Outsourcing customer support is often promoted as a cost-saving shortcut—lower wages, 24/7 coverage, and instant scalability. On paper, it looks like a clear financial win. Yet many businesses discover that the real cost of outsourcing extends far beyond monthly invoices. Customer satisfaction, brand perception, operational control, and long-term flexibility all factor into whether outsourcing truly delivers value.
The real question is not whether outsourcing is cheaper, but whether it is worth what you give up in exchange. For some companies, it is a strategic advantage. For others, it becomes an expensive compromise that erodes customer trust. Understanding where outsourcing adds value—and where it quietly drains it—is essential before making a decision.
What Does Outsourcing Customer Support Actually Include?
Outsourcing Customer Support typically means contracting a third-party provider to handle interactions such as phone calls, live chat, email responses, and sometimes social media support. These providers may operate domestically or offshore, and often serve multiple clients simultaneously.
The promise is straightforward: trained agents, existing infrastructure, and predictable costs without the burden of hiring, training, and managing an internal team. However, what is often overlooked is that you are also outsourcing direct control over how your customers experience your brand.
The Cost Argument: Where Outsourcing Appears to Win
From a purely financial standpoint, outsourcing can reduce visible operating expenses. Salaries, benefits, office space, software licenses, and training costs shift from fixed overhead to a contracted service fee. For startups and small businesses, this can significantly lower the barrier to providing professional customer support.
Outsourcing also offers flexibility. You can scale support volume up or down without restructuring internal teams, which is especially attractive for seasonal businesses or companies experiencing unpredictable growth.
In these cases, outsourcing is not just cheaper—it is operationally efficient.
The Hidden Costs Businesses Often Underestimate
The most common mistake is assuming cost savings equal value. In reality, outsourcing introduces indirect costs that do not appear on balance sheets but directly impact revenue.
Third-party agents rarely have the same depth of product knowledge or emotional investment as in-house teams. Even with scripts and training, subtle gaps emerge—misunderstood policies, rigid responses, or delayed issue resolution. Over time, these small frictions compound into customer frustration.

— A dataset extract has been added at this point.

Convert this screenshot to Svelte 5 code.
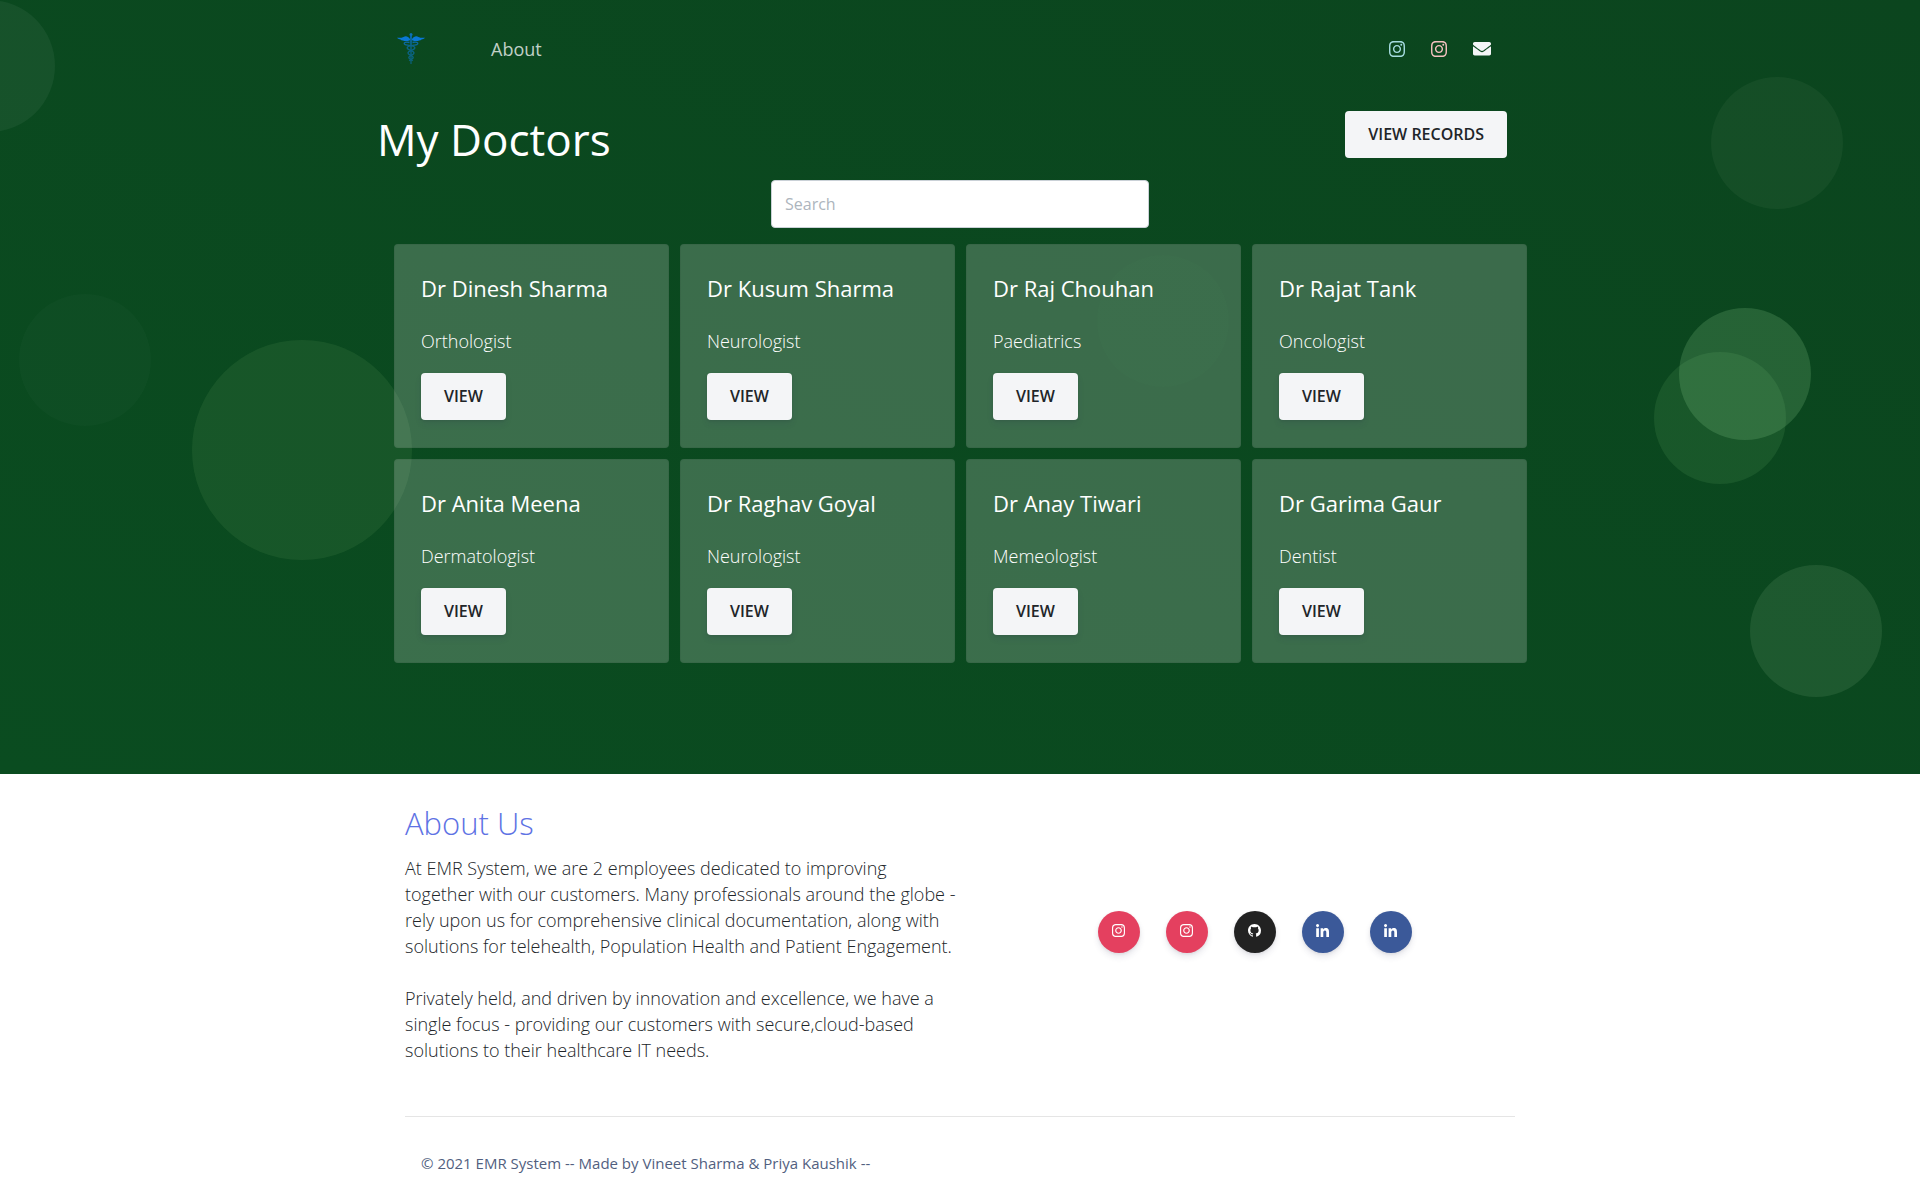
<script>
  const doctors = [
    { name: 'Dr Dinesh Sharma', field: 'Orthologist' },
    { name: 'Dr Kusum Sharma', field: 'Neurologist' },
    { name: 'Dr Raj Chouhan', field: 'Paediatrics' },
    { name: 'Dr Rajat Tank', field: 'Oncologist' },
    { name: 'Dr Anita Meena', field: 'Dermatologist' },
    { name: 'Dr Raghav Goyal', field: 'Neurologist' },
    { name: 'Dr Anay Tiwari', field: 'Memeologist' },
    { name: 'Dr Garima Gaur', field: 'Dentist' }
  ];

  const instagram = {
    box: '0 32 448 448',
    d: 'M224.1 141c-63.6 0-114.9 51.3-114.9 114.9s51.3 114.9 114.9 114.9S339 319.5 339 255.9 287.7 141 224.1 141zm0 189.6c-41.1 0-74.7-33.5-74.7-74.7s33.5-74.7 74.7-74.7 74.7 33.5 74.7 74.7-33.6 74.7-74.7 74.7zm146.4-194.3c0 14.9-12 26.8-26.8 26.8-14.9 0-26.8-12-26.8-26.8s12-26.8 26.8-26.8 26.8 12 26.8 26.8zm76.1 27.2c-1.7-35.9-9.9-67.7-36.2-93.9-26.2-26.2-58-34.4-93.9-36.2-37-2.1-147.9-2.1-184.9 0-35.8 1.7-67.6 9.9-93.9 36.1s-34.4 58-36.2 93.9c-2.1 37-2.1 147.9 0 184.9 1.7 35.9 9.9 67.7 36.2 93.9s58 34.4 93.9 36.2c37 2.1 147.9 2.1 184.9 0 35.9-1.7 67.7-9.9 93.9-36.2 26.2-26.2 34.4-58 36.2-93.9 2.1-37 2.1-147.8 0-184.8zM398.8 388c-7.8 19.6-22.9 34.7-42.6 42.6-29.5 11.7-99.5 9-132.1 9s-102.7 2.6-132.1-9c-19.6-7.8-34.7-22.9-42.6-42.6-11.7-29.5-9-99.5-9-132.1s-2.6-102.7 9-132.1c7.8-19.6 22.9-34.7 42.6-42.6 29.5-11.7 99.5-9 132.1-9s102.7-2.6 132.1 9c19.6 7.8 34.7 22.9 42.6 42.6 11.7 29.5 9 99.5 9 132.1s2.7 102.7-9 132.1z'
  };
  const github = {
    box: '0 0 16 16',
    d: 'M8 0C3.58 0 0 3.58 0 8c0 3.54 2.29 6.53 5.47 7.59.4.07.55-.17.55-.38 0-.19-.01-.82-.01-1.49-2.01.37-2.53-.49-2.69-.94-.09-.23-.48-.94-.82-1.13-.28-.15-.68-.52-.01-.53.63-.01 1.08.58 1.23.82.72 1.21 1.87.87 2.33.66.07-.52.28-.87.51-1.07-1.78-.2-3.64-.89-3.64-3.95 0-.87.31-1.59.82-2.15-.08-.2-.36-1.02.08-2.12 0 0 .67-.21 2.2.82.64-.18 1.32-.27 2-.27s1.36.09 2 .27c1.53-1.04 2.2-.82 2.2-.82.44 1.1.16 1.92.08 2.12.51.56.82 1.27.82 2.15 0 3.07-1.87 3.75-3.65 3.95.29.25.54.73.54 1.48 0 1.07-.01 1.93-.01 2.2 0 .21.15.46.55.38A8.01 8.01 0 0 0 16 8c0-4.42-3.58-8-8-8z'
  };
  const linkedin = {
    box: '0 0 448 448',
    d: 'M100.28 448H7.4V148.9h92.88zM53.79 108.1C24.09 108.1 0 83.5 0 53.8a53.79 53.79 0 0 1 107.58 0c0 29.7-24.1 54.3-53.79 54.3zM447.9 448h-92.68V302.4c0-34.7-.7-79.2-48.29-79.2-48.29 0-55.69 37.7-55.69 76.7V448h-92.78V148.9h89.08v40.8h1.3c12.4-23.5 42.69-48.3 87.88-48.3 94 0 111.28 61.9 111.28 142.3V448z'
  };

  const socials = [
    { label: 'Instagram', kind: 'instagram', icon: instagram },
    { label: 'Instagram', kind: 'instagram', icon: instagram },
    { label: 'GitHub', kind: 'github', icon: github },
    { label: 'LinkedIn', kind: 'linkedin', icon: linkedin },
    { label: 'LinkedIn', kind: 'linkedin', icon: linkedin }
  ];

  let query = $state('');
  const shown = $derived(
    doctors.filter((d) => d.name.toLowerCase().includes(query.toLowerCase()))
  );
</script>

{#snippet glyph(icon)}
  <svg class="glyph" viewBox={icon.box} aria-hidden="true"><path d={icon.d} /></svg>
{/snippet}

<section class="hero">
  <div class="shapes" aria-hidden="true">
    <span class="s1"></span>
    <span class="s2"></span>
    <span class="s3"></span>
    <span class="s4"></span>
    <span class="s5"></span>
    <span class="s6"></span>
    <span class="s7"></span>
    <span class="s8"></span>
  </div>

  <div class="container">
    <nav class="topbar">
      <a class="brand" href="#home" aria-label="EMR System">
        <svg viewBox="0 0 28 32" width="28" height="32" aria-hidden="true">
          <defs>
            <linearGradient id="fade" gradientUnits="userSpaceOnUse" x1="0" y1="0" x2="0" y2="32">
              <stop offset="0.2" stop-color="#0a70c0" />
              <stop offset="0.4" stop-color="#0a6488" />
              <stop offset="1" stop-color="#0a6078" />
            </linearGradient>
          </defs>
          <path
            fill="#0a78d6"
            d="M13 6C11 3 8.500 2.500 6.500 4C4.500 5 2.500 4.800 0 4.700C1 6 2.500 6.300 3.500 6.400C4 7.200 5 7.500 6 7.400C7 8.200 10 8.400 13 7.200ZM15 6C17 3 19.500 2.500 21.500 4C23.500 5 25.500 4.800 28 4.700C27 6 25.500 6.300 24.500 6.400C24 7.200 23 7.500 22 7.400C21 8.200 18 8.400 15 7.200Z"
          />
          <circle cx="14" cy="1.500" r="1.500" fill="#0b70bb" />
          <path fill="url(#fade)" d="M13.200 2.500H14.800L14.600 31H13.400Z" />
          <g fill="none" stroke="url(#fade)" stroke-width="1.400">
            <path d="M12.500 9.500C9 8.500 6.500 9.500 7.500 11.200C9 13.200 17.500 11.500 17.800 14.800C17.800 17.600 11 17 11 20C11 22.200 16.200 22 16.200 24.500C16.200 26.500 13 26 12.500 28" />
            <path d="M15.500 9.500C19 8.500 21.500 9.500 20.500 11.200C19 13.200 10.500 11.500 10.200 14.800C10.200 17.600 17 17 17 20C17 22.200 11.800 22 11.800 24.500C11.800 26.500 15 26 15.500 28" />
          </g>
        </svg>
      </a>
      <a class="nav-link" href="#about">About</a>
      <div class="nav-icons">
        <a class="blue" href="#instagram" aria-label="Instagram">{@render glyph(instagram)}</a>
        <a class="pink" href="#instagram-2" aria-label="Instagram">{@render glyph(instagram)}</a>
        <a class="mail" href="#mail" aria-label="Email">
          <svg viewBox="0 64 512 384" aria-hidden="true">
            <path d="M502.3 190.8c3.9-3.1 9.7-.2 9.700 4.700V400c0 26.500-21.500 48-48 48H48c-26.500 0-48-21.500-48-48V195.600c0-5 5.700-7.800 9.700-4.700 22.400 17.400 52.100 39.500 154.100 113.600 21.100 15.400 56.700 47.800 92.200 47.600 35.700.3 72-32.800 92.300-47.600 102-74.100 131.600-96.300 154-113.700zM256 320c23.200.4 56.600-29.200 73.400-41.400 132.700-96.300 142.800-104.700 173.400-128.700 5.800-4.500 9.200-11.500 9.200-18.900v-19c0-26.500-21.500-48-48-48H48c-26.500 0-48 21.500-48 48v19c0 7.400 3.400 14.300 9.200 18.900 30.600 23.900 40.700 32.400 173.400 128.700 16.800 12.200 50.200 41.800 73.400 41.400z" />
          </svg>
        </a>
      </div>
    </nav>

    <header class="title-row">
      <h1>My Doctors</h1>
      <button class="btn" type="button">VIEW RECORDS</button>
    </header>

    <input class="search" type="search" placeholder="Search" aria-label="Search" bind:value={query} />

    <div class="cards">
      {#each shown as doctor}
        <article class="card">
          <h2>{doctor.name}</h2>
          <p>{doctor.field}</p>
          <button class="btn raised" type="button">VIEW</button>
        </article>
      {/each}
    </div>
  </div>
</section>

<footer class="container footer" id="about">
  <div class="about">
    <div class="story">
      <h3>About Us</h3>
      <p>
        At EMR System, we are 2 employees dedicated to improving together with our customers. Many
        professionals around the globe - rely upon us for comprehensive clinical documentation,
        along with solutions for telehealth, Population Health and Patient Engagement.
      </p>
      <p>
        Privately held, and driven by innovation and excellence, we have a single focus - providing
        our customers with secure,cloud-based solutions to their healthcare IT needs.
      </p>
    </div>
    <div class="socials">
      {#each socials as social}
        <a class={social.kind} href="#{social.kind}" aria-label={social.label}>
          {@render glyph(social.icon)}
        </a>
      {/each}
    </div>
  </div>
  <hr />
  <div class="copyright">© 2021 EMR System -- Made by Vineet Sharma &amp; Priya Kaushik --</div>
</footer>

<style>
  :global(body) {
    margin: 0;
    background: #fff;
    font-family: 'Open Sans', sans-serif;
    color: #212529;
  }

  .container {
    box-sizing: border-box;
    position: relative;
    max-width: 1140px;
    margin: 0 auto;
  }

  .hero {
    position: relative;
    overflow: hidden;
    padding-bottom: 111px;
    background: linear-gradient(205deg, #0b451e, #0a4c20);
  }

  .shapes span {
    position: absolute;
    width: 132px;
    height: 132px;
    border-radius: 50%;
  }
  .shapes .s1 { left: -4%; top: 0; background: rgba(255, 255, 255, 0.05); }
  .shapes .s2 { left: 1%; top: 294px; background: rgba(255, 255, 255, 0.02); }
  .shapes .s3 { left: 10%; top: 340px; width: 220px; height: 220px; background: rgba(140, 190, 120, 0.11); }
  .shapes .s4 { right: 4%; top: 77px; background: rgba(220, 240, 200, 0.05); }
  .shapes .s5 { right: 7%; top: 352px; background: rgba(150, 220, 140, 0.11); }
  .shapes .s6 { right: 109px; top: 308px; background: rgba(160, 230, 160, 0.18); }
  .shapes .s7 { right: 2%; top: 565px; background: rgba(190, 230, 180, 0.11); }
  .shapes .s8 { right: 36%; top: 255px; background: rgba(120, 220, 80, 0.02); }

  .topbar {
    display: flex;
    align-items: center;
    height: 98px;
    padding: 0 39px 0 7px;
  }
  .brand {
    display: flex;
  }
  .nav-link {
    margin-left: 66px;
    color: rgba(255, 255, 255, 0.75);
    font-size: 18px;
    line-height: 26px;
    text-decoration: none;
  }
  .nav-icons {
    display: flex;
    align-items: center;
    gap: 26px;
    margin-left: auto;
  }
  .nav-icons a {
    display: flex;
    width: 16px;
  }
  .nav-icons .mail {
    width: 18px;
  }
  .nav-icons svg {
    width: 100%;
  }
  .blue { fill: #a5dbe0; }
  .pink { fill: #f3c0bf; }
  .mail { fill: #f4f5f7; }

  .title-row {
    display: flex;
    justify-content: space-between;
    align-items: flex-start;
    margin-left: -13px;
    padding: 13px 23px 0 0;
  }
  h1 {
    margin: 0;
    color: #fff;
    font-size: 44px;
    font-weight: 400;
    line-height: 56px;
  }

  .btn {
    padding: 12px 23px;
    border: 0;
    border-radius: 4px;
    background: #f4f5f7;
    color: #212529;
    font-family: inherit;
    font-size: 16px;
    font-weight: 600;
    line-height: 23px;
  }
  .raised {
    box-shadow: 0 4px 6px rgba(50, 50, 93, 0.11), 0 1px 3px rgba(0, 0, 0, 0.08);
  }

  .search {
    box-sizing: border-box;
    display: block;
    width: 378px;
    height: 48px;
    margin: 13px auto 16px;
    padding: 0 13px;
    border: 1px solid #cad1d7;
    border-radius: 4px;
    background: #fff;
    color: #212529;
    font-family: inherit;
    font-size: 16px;
  }
  .search::placeholder {
    color: #adb5bd;
  }

  .cards {
    display: grid;
    grid-template-columns: repeat(4, 1fr);
    gap: 11px;
    margin: 0 3px 0 4px;
  }
  .card {
    box-sizing: border-box;
    padding: 26px;
    border: 1px solid rgba(0, 0, 0, 0.05);
    border-radius: 4px;
    background: rgba(255, 255, 255, 0.2);
  }
  h2 {
    margin: 0 0 23px;
    color: #fff;
    font-size: 22px;
    font-weight: 400;
    line-height: 34px;
  }
  .card p {
    margin: 0 0 19px;
    color: #fff;
    font-size: 18px;
    font-weight: 300;
    line-height: 26px;
  }
  .card .btn {
    display: block;
    margin-bottom: 1px;
  }

  .footer {
    padding: 26px 15px;
  }
  .about {
    display: grid;
    grid-template-columns: 1fr 1fr;
  }
  h3 {
    margin: 0 0 9px;
    color: #5e72e4;
    font-size: 31px;
    font-weight: 300;
    line-height: 46px;
  }
  .story p {
    margin: 0 0 26px;
    font-size: 18px;
    font-weight: 300;
    line-height: 26px;
  }
  .socials {
    display: flex;
    justify-content: center;
    align-items: flex-start;
    gap: 26px;
    padding: 111px 0 0 34px;
  }
  .socials a {
    box-sizing: border-box;
    display: flex;
    justify-content: center;
    width: 42px;
    height: 42px;
    padding-top: 13px;
    border-radius: 50%;
    box-shadow: 0 4px 6px rgba(50, 50, 93, 0.11), 0 1px 3px rgba(0, 0, 0, 0.08);
    fill: #fff;
  }
  .socials svg {
    width: 13px;
    height: 13px;
  }
  .instagram { background: #e4405f; }
  .github { background: #222; }
  .linkedin { background: #3b5999; }

  hr {
    margin: 27px 0 33px;
    border: 0;
    border-top: 1px solid rgba(0, 0, 0, 0.1);
  }
  .copyright {
    padding-left: 16px;
    color: #525f7f;
    font-size: 15px;
    line-height: 26px;
  }
</style>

There is also a loss of feedback quality. In-house teams naturally relay customer insights to product, marketing, and leadership teams. Outsourcing Services often filters or delays this feedback, weakening your ability to improve services based on real customer pain points.
Quality vs. Cost: The Trade-Off Most Companies Face
Outsourcing works best when customer interactions are transactional and standardized. Password resets, order status updates, appointment confirmations—these are low-context interactions where efficiency matters more than personalization.
However, when support involves complex problem-solving, emotional sensitivity, or brand differentiation, cost savings quickly erode. Customers do not separate “your company” from “your support vendor.” A poor support experience damages trust in your brand, not the outsourcing firm.
The critical question becomes: How much does a dissatisfied customer actually cost you? Lost renewals, negative reviews, and reduced lifetime value often outweigh short-term savings.
When Outsourcing Customer Support Makes Strategic Sense
Outsourcing is most effective when it is used intentionally, not as a default. It tends to work well for:
- Early-stage companies that need coverage but lack resources to build teams
- Businesses with predictable, repeatable support queries
- After-hours or overflow support to complement an internal team
- Short-term scaling during product launches or peak seasons
In these scenarios, outsourcing acts as a support layer—not a replacement for ownership of customer experience.
When Outsourcing Becomes a Costly Mistake
Problems arise when outsourcing is used to avoid internal investment rather than enable growth. If customer support is central to retention, upselling, or long-term relationships, externalizing it can weaken competitive advantage.
It is especially risky for brands that position themselves on Customer service quality, trust, or personalization. In such cases, outsourcing may reduce costs while simultaneously undermining the very value proposition customers are paying for.
A Hybrid Approach: Cost Control Without Compromise
Many mature companies adopt a hybrid model—keeping core, high-impact support in-house while outsourcing routine or overflow interactions. This approach balances cost efficiency with quality control and ensures that critical customer moments remain under direct supervision.
Hybrid models also allow businesses to test outsourcing gradually, refine processes, and maintain leverage rather than becoming fully dependent on a vendor.
Final Thoughts: Is It Worth the Cost?
Outsourcing customer support is neither a guaranteed savings nor an inherent risk. Its value depends on how central customer experience is to your business model, how complex your support needs are, and how much control you are willing to relinquish. If your goal is short-term cost reduction, outsourcing may look attractive. If your goal is long-term customer loyalty, the decision requires deeper scrutiny. The smartest companies do not ask whether outsourcing is cheaper—they ask whether it strengthens or weakens their relationship with customers.
In the end, customer support is not a cost center to minimize. It is a strategic asset, and how you manage it—internally or externally—will shape how customers remember your brand.